▶ _WORK TO DO_: Print the listing from its top line through the line containing "pt-[4px] pl-[1px] text-[20px]", nothing more, and leave out the pictures.
---------- INFORMATION SUPPLIED ----------
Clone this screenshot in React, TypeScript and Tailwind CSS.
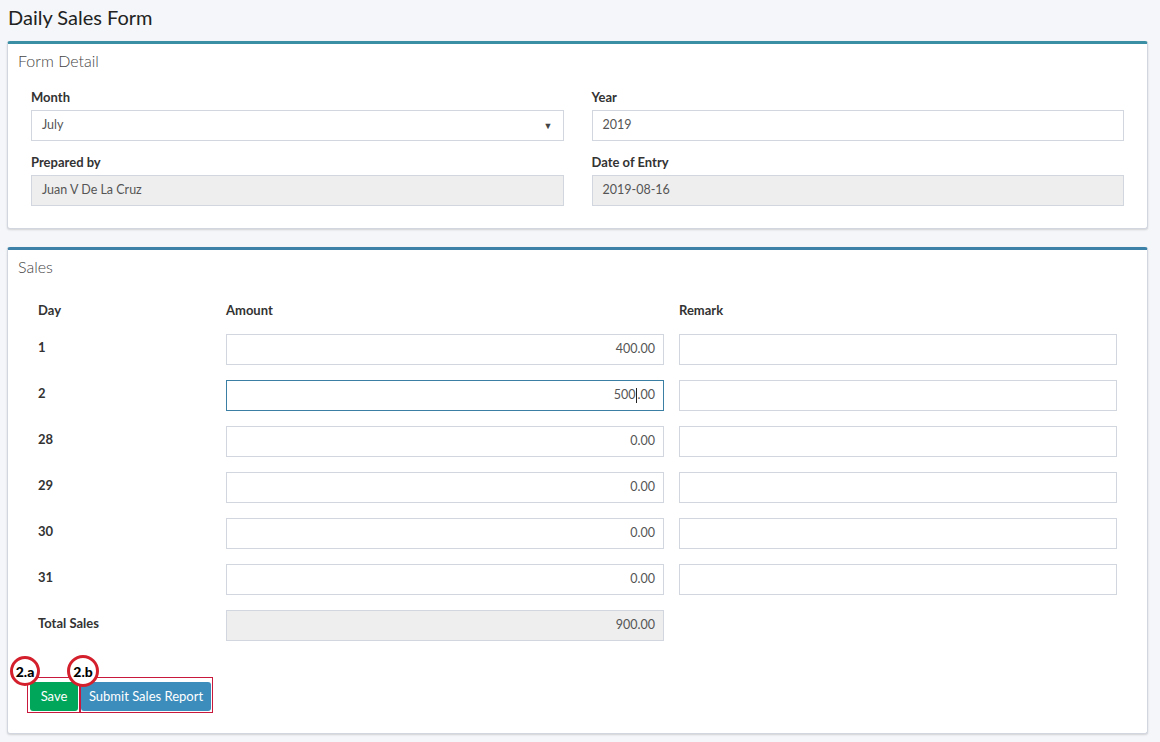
const FONT = { fontFamily: "Lato, 'Open Sans', 'Liberation Sans', sans-serif" };

const days = [
  { day: "1", amount: "400.00" },
  { day: "2", amount: "500.00", focus: true },
  { day: "28", amount: "0.00" },
  { day: "29", amount: "0.00" },
  { day: "30", amount: "0.00" },
  { day: "31", amount: "0.00" },
];

function Field({ label, value, disabled, select }: { label: string; value: string; disabled?: boolean; select?: boolean }) {
  return (
    <div>
      <div className="h-[18px] text-[13px] font-bold leading-[18px] text-[#333]">{label}</div>
      <div
        className={`mt-[4px] flex h-[31px] items-center justify-between border border-[#d2d6de] px-[10px] text-[12.5px] text-[#555] ${
          disabled ? "bg-[#eeeeee]" : "bg-white"
        }`}
      >
        <span>{value}</span>
        {select && <span className="text-[9px] text-[#444]">▼</span>}
      </div>
    </div>
  );
}

function Box({ title, color, children }: { title: string; color: string; children: React.ReactNode }) {
  return (
    <div
      className="rounded-[3px] border border-t-[3px] border-[#d2d6de] bg-white shadow-[0_1px_2px_rgba(0,0,0,0.15)]"
      style={{ borderTopColor: color }}
    >
      <div className="flex h-[34px] items-center px-[10px] text-[16px] font-light text-[#444]">{title}</div>
      {children}
    </div>
  );
}

export default function App() {
  return (
    <div className="min-h-[742px] bg-[#f4f6f9] pl-[7px] pr-[12px]" style={FONT}>
      <h1 className="h-[41px] pt-[4px] pl-[1px] text-[20px] leading-[26px] font-normal text-[#222]">Daily Sales Form</h1>

      <Box title="Form Detail" color="#3b8fa4">
        <div className="grid grid-cols-2 gap-x-[28px] gap-y-[12px] px-[23px] pt-[10px] pb-[22px]">
          <Field label="Month" value="July" select />
          <Field label="Year" value="2019" />
          <Field label="Prepared by" value="Juan V De La Cruz" disabled />
          <Field label="Date of Entry" value="2019-08-16" disabled />
        </div>
      </Box>

      <div className="h-[18px]" />

      <Box title="Sales" color="#3d80a8">
        <div className="pl-[30px] pr-[30px] pt-[17px]">
          <div className="grid grid-cols-[173px_438px_438px] gap-x-[15px] text-[13px] font-bold text-[#333]">
            <div className="h-[18px] leading-[18px]">Day</div>
            <div className="h-[18px] leading-[18px]">Amount</div>
            <div className="h-[18px] leading-[18px]">Remark</div>
          </div>
          <div className="mt-[15px] flex flex-col gap-y-[15px]">
            {days.map((d) => (
              <div key={d.day} className="grid grid-cols-[173px_438px_438px] gap-x-[15px]">
                <div className="flex h-[31px] items-center pb-[4px] text-[13px] font-bold text-[#333]">{d.day}</div>
                <div
                  className={`flex h-[31px] items-center justify-end border bg-white px-[8px] text-[12.5px] text-[#555] ${
                    d.focus ? "border-[#3c7fa5]" : "border-[#d2d6de]"
                  }`}
                >
                  {d.focus ? (
                    <>
                      500<span className="mx-[0.5px] inline-block h-[15px] w-px bg-[#222]" />.00
                    </>
                  ) : (
                    d.amount
                  )}
                </div>
                <div className="h-[31px] border border-[#d2d6de] bg-white" />
              </div>
            ))}
            <div className="grid grid-cols-[173px_438px_438px] gap-x-[15px]">
              <div className="flex h-[31px] items-center pb-[4px] text-[13px] font-bold text-[#333]">Total Sales</div>
              <div className="flex h-[31px] items-center justify-end border border-[#d2d6de] bg-[#eeeeee] px-[8px] text-[12.5px] text-[#555]">
                900.00
              </div>
              <div />
            </div>
          </div>
        </div>

        <div className="relative mt-[41px] ml-[22px] flex gap-[3px] pb-[22px]">
          <button className="h-[29px] w-[48px] rounded-[3px] bg-[#00a65a] text-[13px] text-white">Save</button>
          <button className="h-[29px] w-[130px] rounded-[3px] bg-[#3c8dbc] text-[13px] text-white">Submit Sales Report</button>

          <div className="pointer-events-none absolute left-[-3px] top-[-5px] h-[36px] w-[53px] border border-[#c8193c]" />
          <div className="pointer-events-none absolute left-[50px] top-[-5px] h-[36px] w-[133px] border border-[#c8193c]" />
          <div className="absolute left-[-20px] top-[-26px] flex h-[30px] w-[30px] items-center justify-center rounded-full border-[3px] border-[#d4202c] bg-white text-[14px] font-black text-black">
            2.a
          </div>
          <div className="absolute left-[37px] top-[-27px] flex h-[32px] w-[32px] items-center justify-center rounded-full border-[3px] border-[#d4202c] bg-white text-[14px] font-black text-black">
            2.b
          </div>
        </div>
      </Box>
    </div>
  );
}
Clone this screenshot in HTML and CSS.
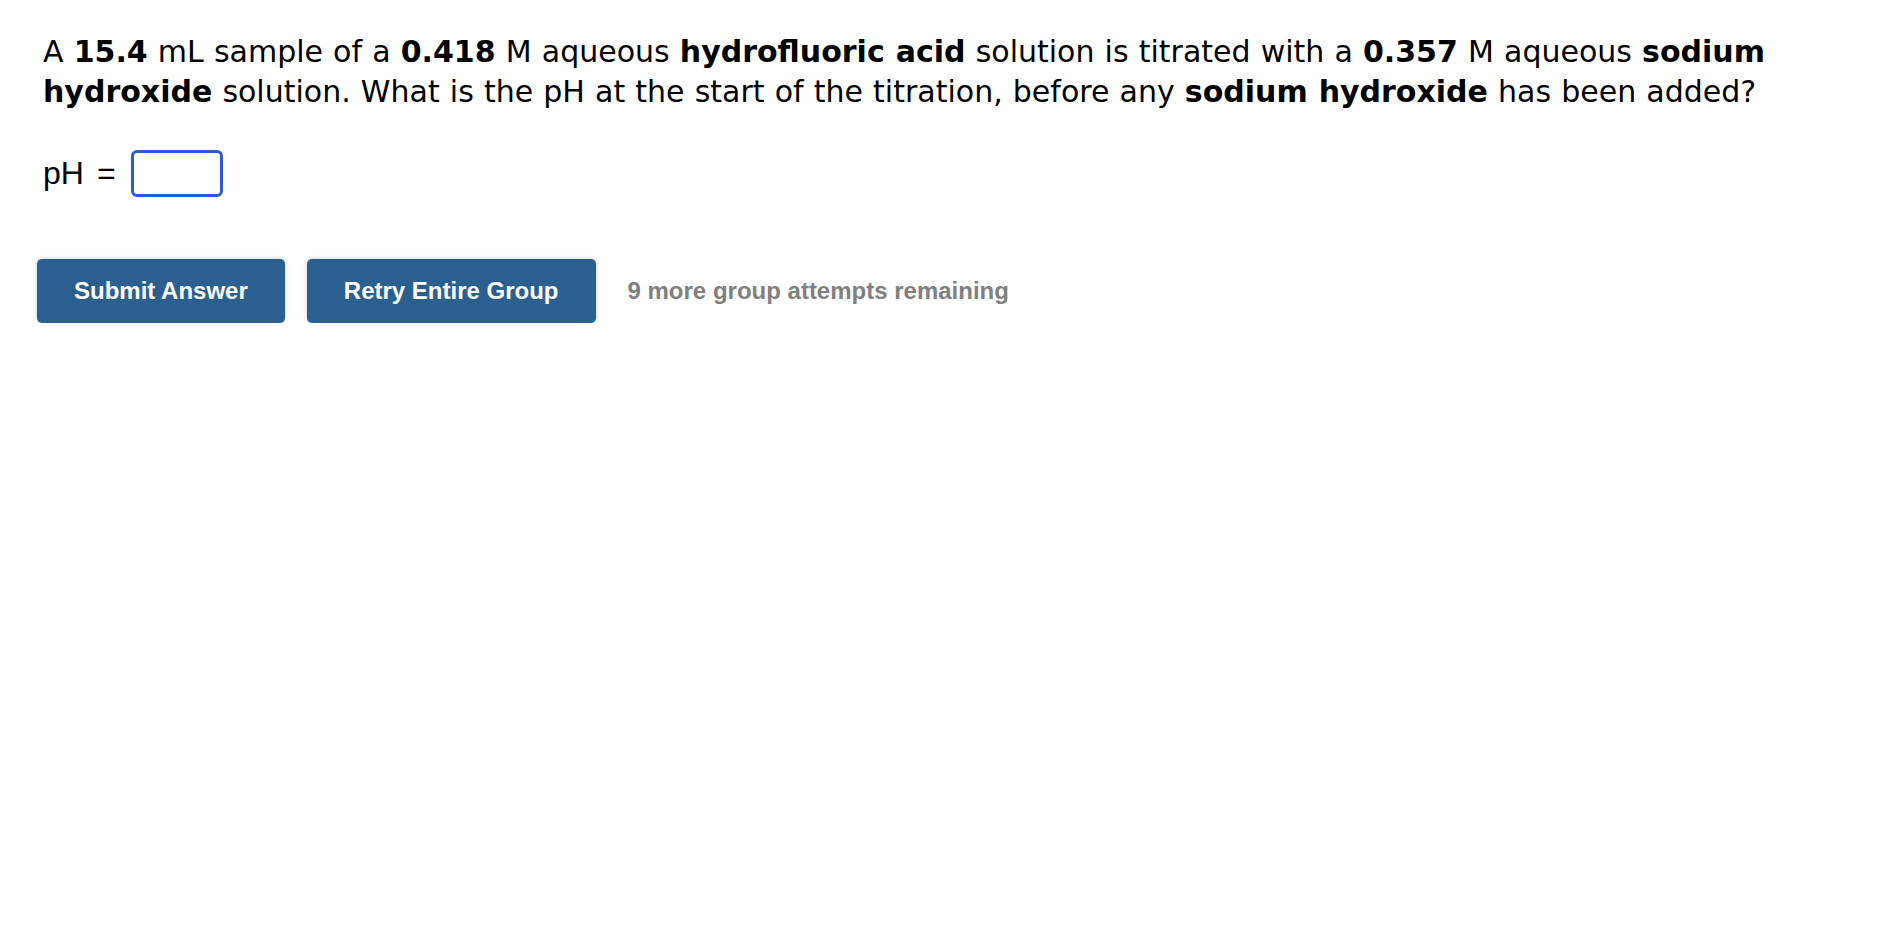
----------
▶ _FULL OUTPUT_:
Clone this screenshot in React, TypeScript and Tailwind CSS.
const FONT = { fontFamily: "Lato, 'Open Sans', 'Liberation Sans', sans-serif" };

const days = [
  { day: "1", amount: "400.00" },
  { day: "2", amount: "500.00", focus: true },
  { day: "28", amount: "0.00" },
  { day: "29", amount: "0.00" },
  { day: "30", amount: "0.00" },
  { day: "31", amount: "0.00" },
];

function Field({ label, value, disabled, select }: { label: string; value: string; disabled?: boolean; select?: boolean }) {
  return (
    <div>
      <div className="h-[18px] text-[13px] font-bold leading-[18px] text-[#333]">{label}</div>
      <div
        className={`mt-[4px] flex h-[31px] items-center justify-between border border-[#d2d6de] px-[10px] text-[12.5px] text-[#555] ${
          disabled ? "bg-[#eeeeee]" : "bg-white"
        }`}
      >
        <span>{value}</span>
        {select && <span className="text-[9px] text-[#444]">▼</span>}
      </div>
    </div>
  );
}

function Box({ title, color, children }: { title: string; color: string; children: React.ReactNode }) {
  return (
    <div
      className="rounded-[3px] border border-t-[3px] border-[#d2d6de] bg-white shadow-[0_1px_2px_rgba(0,0,0,0.15)]"
      style={{ borderTopColor: color }}
    >
      <div className="flex h-[34px] items-center px-[10px] text-[16px] font-light text-[#444]">{title}</div>
      {children}
    </div>
  );
}

export default function App() {
  return (
    <div className="min-h-[742px] bg-[#f4f6f9] pl-[7px] pr-[12px]" style={FONT}>
      <h1 className="h-[41px] pt-[4px] pl-[1px] text-[20px] leading-[26px] font-normal text-[#222]">Daily Sales Form</h1>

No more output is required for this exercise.